A simple two-card wallet—one rotating 5% card and one 2% flat-rate card—covers almost everything. Add a tiered grocery/dining card only if those categories are big for you this season.

Fees, annual fees, and reward expiration

Don’t ignore the fine print:

  • Annual fee: Make sure expected cash back minus the fee is still a win in year one and beyond.
  • Foreign transaction fees: If traveling abroad for the holidays, pick a no-foreign-fee card.
  • Redemption options: True cash back, statement credits, or gift cards. Cash-like redemptions are the most flexible.
  • Caps and activations: Rotating 5% cards usually cap bonus earnings per quarter and require activation.

Timing and credit score considerations

Most issuers can deliver a digital card number quickly after approval, but apply at least a couple of weeks before key shopping days. Pre-qualification tools can give you a soft-pull estimate of approval odds without impacting your score.

Expect a small, temporary dip in your credit score from the hard inquiry and new account. Keep utilization low by paying early or making multiple payments during the month—especially if you’re hitting a sign-up bonus minimum.

Quick decision framework

Use this checklist to pick the best cash-back card for your holiday shopping:

  • What are my top 2–3 categories?
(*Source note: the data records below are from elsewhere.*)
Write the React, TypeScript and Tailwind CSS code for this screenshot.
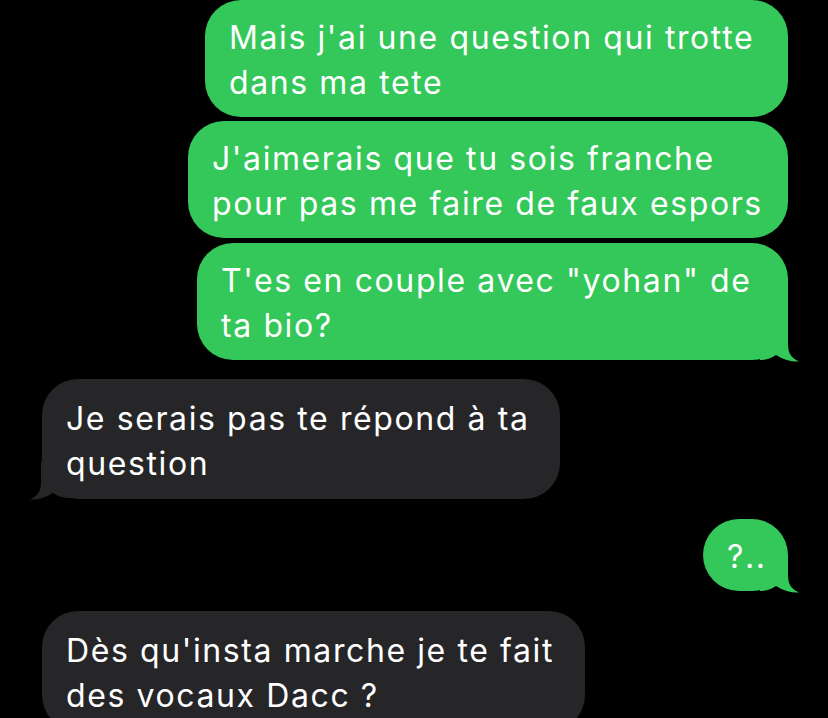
import React from 'react';

type Msg = { from: 'me' | 'them'; lines: string[]; width: string; tail?: boolean; gap: string };

const messages: Msg[] = [
    { from: 'me', lines: ["Mais j'ai une question qui trotte", 'dans ma tete'], width: 'w-[583px]', gap: 'mt-0' },
    { from: 'me', lines: ["J'aimerais que tu sois franche", 'pour pas me faire de faux espors'], width: 'w-[600px]', gap: 'mt-[4px]' },
    { from: 'me', lines: ['T\'es en couple avec "yohan" de', 'ta bio?'], width: 'w-[591px]', tail: true, gap: 'mt-[5px]' },
    { from: 'them', lines: ['Je serais pas te répond à ta', 'question'], width: 'w-[518px]', tail: true, gap: 'mt-[19px]' },
    { from: 'me', lines: ['?..'], width: 'w-[85px]', tail: true, gap: 'mt-[20px]' },
    { from: 'them', lines: ["Dès qu'insta marche je te fait", 'des vocaux Dacc ?'], width: 'w-[543px]', gap: 'mt-[20px]' },
];

function Tail({ side, color }: { side: 'left' | 'right'; color: string }) {
    if (side === 'right') {
        return (
            <svg className="absolute bottom-[-2px] right-[-12px] w-[40px] h-[38px]" viewBox="0 0 40 38">
                <path d="M0 0 L28 0 L28 20 C28 29 31 34 39 37.5 C32 38 24 36 16 31 C11 34.5 6 36 0 36 Z" fill={color} />
            </svg>
        );
    }
    return (
        <svg className="absolute bottom-[-1px] left-[-13px] w-[40px] h-[38px]" viewBox="0 0 40 38">
            <path d="M40 0 L12 0 L12 20 C12 29 9 34 1 37.5 C8 38 16 36 24 31 C29 34.5 34 36 40 36 Z" fill={color} />
        </svg>
    );
}

export default function App() {
    return (
        <div className="w-[828px] h-[718px] bg-black overflow-hidden flex flex-col pr-[40px] pl-[42px]" style={{ fontFamily: 'Inter, "Noto Sans", sans-serif' }}>
            {messages.map((m, i) => {
                const mine = m.from === 'me';
                const color = mine ? '#34c759' : '#262628';
                return (
                    <div key={i} className={`flex ${mine ? 'justify-end' : 'justify-start'} ${m.gap}`}>
                        <div className={`relative ${m.width} rounded-[36px] pl-[24px] text-white text-[32px] leading-[45px] tracking-[1.6px] whitespace-nowrap ${mine ? 'bg-[#34c759] pt-[15px] pb-[12px]' : 'bg-[#262628] pt-[17px] pb-[13px]'}`}>
                            {m.tail && <Tail side={mine ? 'right' : 'left'} color={color} />}
                            <div className="relative">
                                {m.lines.map((l, j) => (
                                    <div key={j}>{l}</div>
                                ))}
                            </div>
                        </div>
                    </div>
                );
            })}
        </div>
    );
}
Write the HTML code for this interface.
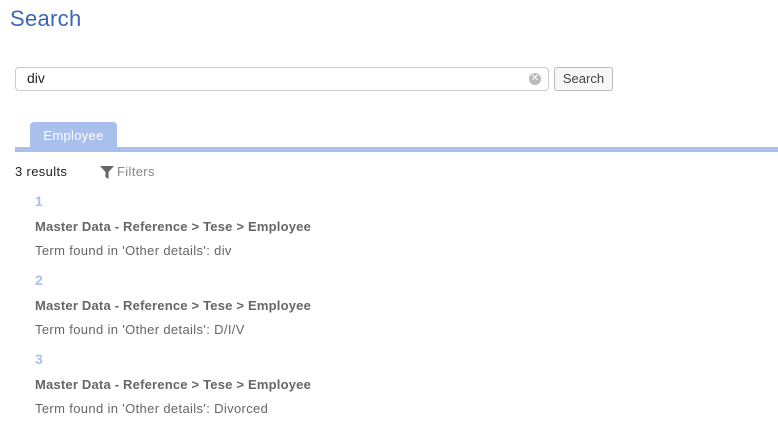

Online/PayPal, groceries, dining, travel, warehouse clubs?
  • Is there a valuable welcome bonus I can hit without overspending? If yes, prioritize it.
  • Do I need 0% intro APR? Only if you have a clear payoff plan.
  • Will a rotating 5% card align with my cart? Activate categories in advance.
  • Do fees make sense? Annual fee vs. expected rewards; foreign transaction fees if traveling.
  • Can I stack with portals and issuer offers? Install a portal extension and check card-linked deals.

Bottom line

The best cash-back credit card for the holidays is the one that mirrors your spending and helps you snag a welcome bonus without debt. Build a quick category plan, pick a card (or two) that pays 5% where you shop most and at least 2% everywhere else, and stack issuer offers with shopping portals. Do that—and pay in full—and your card will give you a gift back on every purchase this season.